What brought the text of the secrecy provision to what it is now was the next amendment wrought by P.D. No. 1246, dated 21 November 1977.  Of trivial interest is the fact that the phrase “whether judicial, or administrative, or legislative” was an intercalation in the printed version that submitted for his signature.  The phrase was inserted by hand and initialed by then President Ferdinand E. Marcos himself.  He wanted all the bases covered.

The questions that are of greater significance at this time are (a) why do we have secrecy of deposits, peso or otherwise, in the first place? (b) What prompted the establishment of one secrecy regime for peso deposits and another one for foreign currencies? And, finally, (c) are the circumstances that justified the establishment and maintenance of the regime of secrecy of foreign deposits presently attendant in the foreign currency deposits of Chief Justice Corona in the Philippine Savings Bank?

The reason for secrecy on bank deposits was articulated very early, when the bills that eventually became R.A. No. 6426 were in both the Senate (No. 541) and the House of Representatives (No. 2457).  The legislators then were very aware that the country at that time acutely needed dollars.  The Explanatory Notes of both the bills that passed both chambers of legislature, identical for the most part, said:

“We are spending more dollars than we can earn them. This, in short, is the root of all these (referring to those earlier enumerated in the note) hardships.”  And though the government was seen as “trying its level best”...there is one big source from which we can obtain the much needed dollars by our economy.  They are the Filipinos who are abroad...”

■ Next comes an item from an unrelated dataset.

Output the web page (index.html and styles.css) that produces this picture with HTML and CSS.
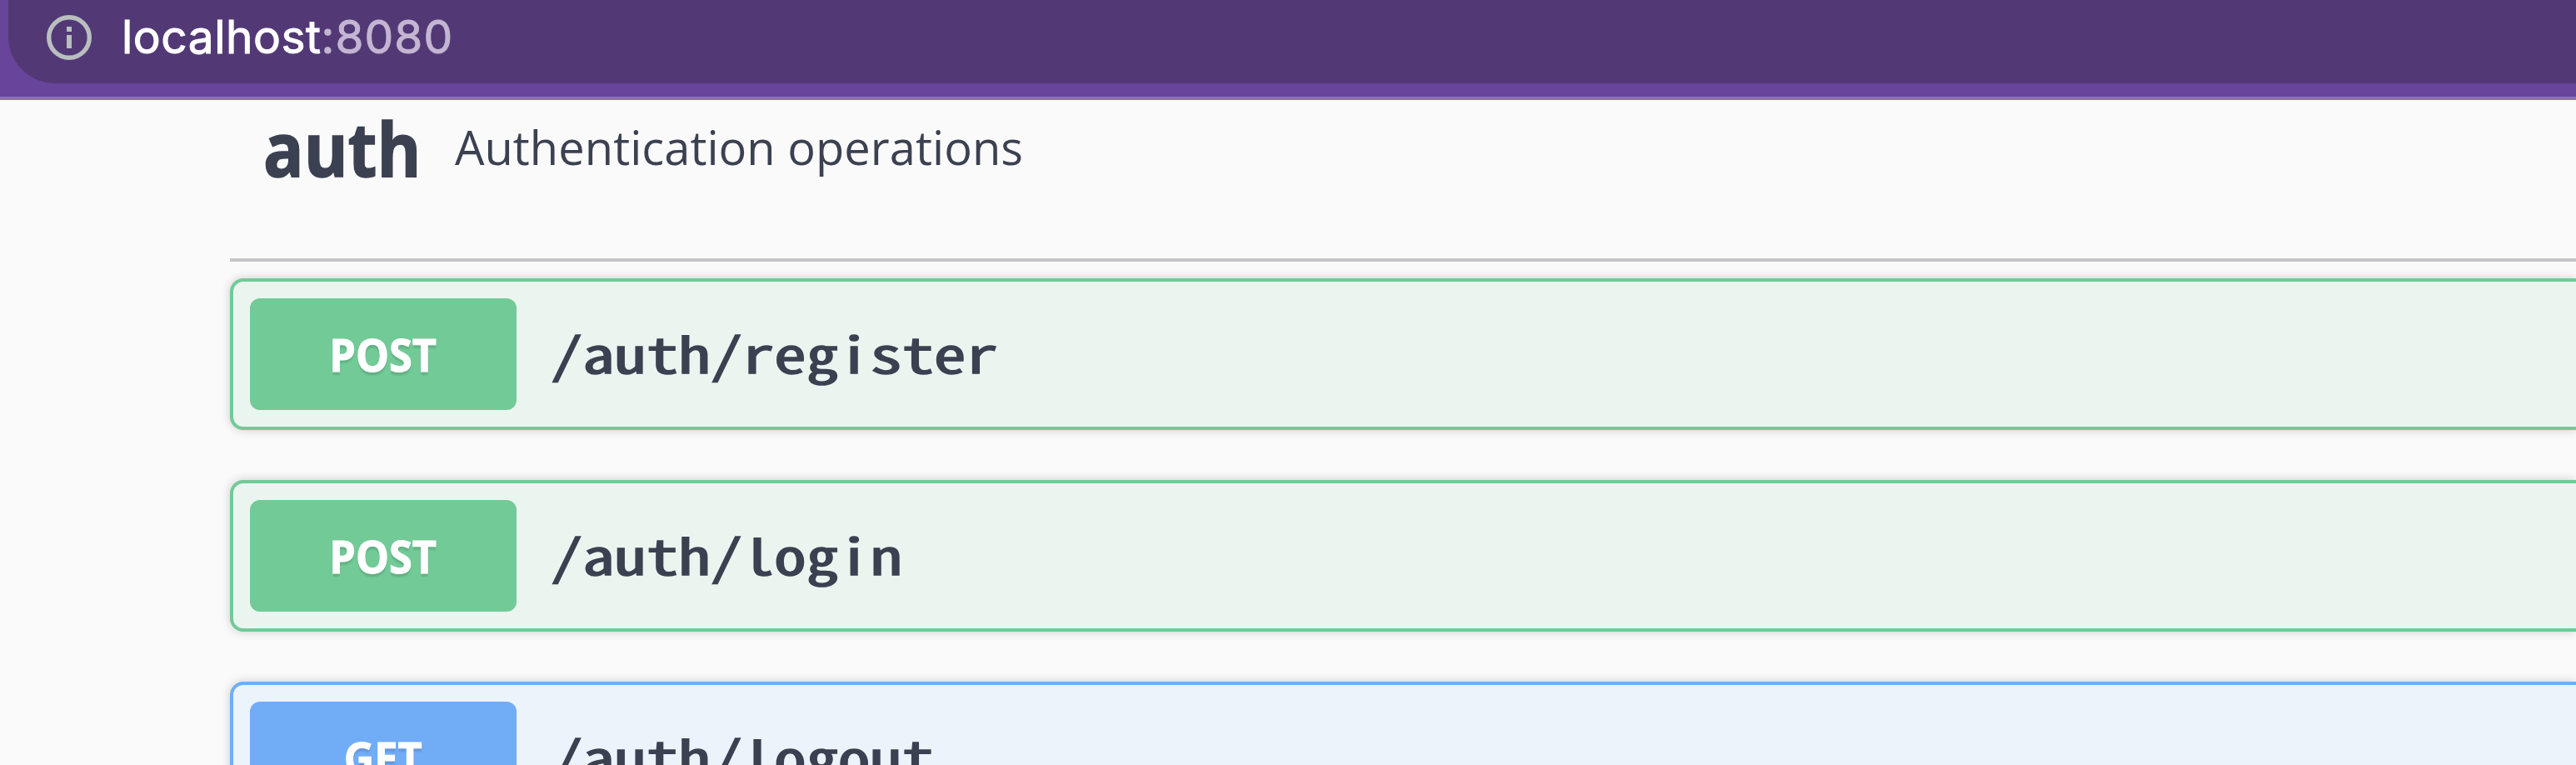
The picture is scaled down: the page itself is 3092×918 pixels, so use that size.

Undoubtedly, the original target depositors were individuals, specifically, Filipinos abroad, the precursors of present OFWs. 

Because Filipino individuals were the ones intended to be attracted, the enticements thought of by the authors of the bill were those that appealed to individuals: (a) withdrawability anytime; (b) exemption from the income tax; and (c) confidentiality of the deposit.  The confidentiality feature the legislators simply crafted as “any deposit shall be absolutely confidential in nature and the depositor shall not be required to reveal or disclose the  source thereof.  In other words, there will be an absolute secrecy and any violation thereof will subject the offender to a stiff prison term or fine or both.” 

Many changes were, as is usual, introduced into the text as the bills went through the legislative mill.  For example, from “individuals”, the targets became “persons”, thereby including juridical entities, like corporations.  Moreover, not only Filipinos but also foreigners were to be accorded the protection of secrecy.  Notwithstanding these changes, however, the rule of secrecy remained.  And for many years, the same rule of secrecy that governed deposits made under R.A. No. 1405 applied also to foreign deposits.

The difference (or what I would like to call “reverse discrimination”) came on 21 November 1977. President Ferdinand E. Marcos, wielding his legislative authority under martial law, issued Presidential Decree No. 1246.  President Marcos wanted not only to attract foreign depositors to help the local economy; he, more grandly, desired to make Manila a financial center in this part of the world at par with, if not better than, Singapore.  He thus made the protective mantle of confidentiality to foreign currency deposits so opaque and impenetrable as to admit only of one exception, namely, the written permission of the depositor himself.

But, lest we forget, the objective of the stricter confidentiality regime was, as the fourth WHEREAS states, to “better encourage the inflow of foreign currency deposits into the banking institutions...in the Philippines thereby placing such institutions more in a position to properly channel the same to loans and investments in the Philippines, thus contributing to the economic development of the country.”

This predominant intent behind secrecy of foreign currency deposits, namely the protection of the foreign investor thereby inducing him to bring in much needed dollars for economy, was not lost with the Supreme Court.  The Supreme Court has so far twice refused to accorded the secrecy protection when the contrary was demanded by justice.

In the now often quoted case of Salvacion v. Central Bank, GR No. 94723, Aug. 18, 1997, the Supreme Court, recognizing that the demands of justice to correct a wrong done to a girl of tender age were above the need for the foreign offender’s dollars, allowed the looking into, and in fact the garnishing of the foreign currency deposit  of a transient foreigner, a tourist, in order to enforce payment of indemnity due to a young Filipina girl whom he had violated.

More recently, the Supreme Court, in the case of China Banking Corporation v. the Honorable Court of Appeals, G.R. No. 140487, promulgated December 18, 2006, again allowed inquiry  into a foreign currency deposit, this time to settle the real ownership of the funds.  Though pro hac vice, the ruling was clear that “the allowance of the inquiry would be in accord with the rudiments of fair play, the upholding of fairness in our judicial system…”

          Philippine Savings Bank President and its Board of Directors would thus do well to refrain from posing as Horatius at the bridge.  The Impeachment Court is not made up of barbarians knocking at the gates; they are agents of the sovereign people seeking after the truth.  They should not stand in the way of the search light of transparency thereby permitting doubts and dollars to hide in the shadows.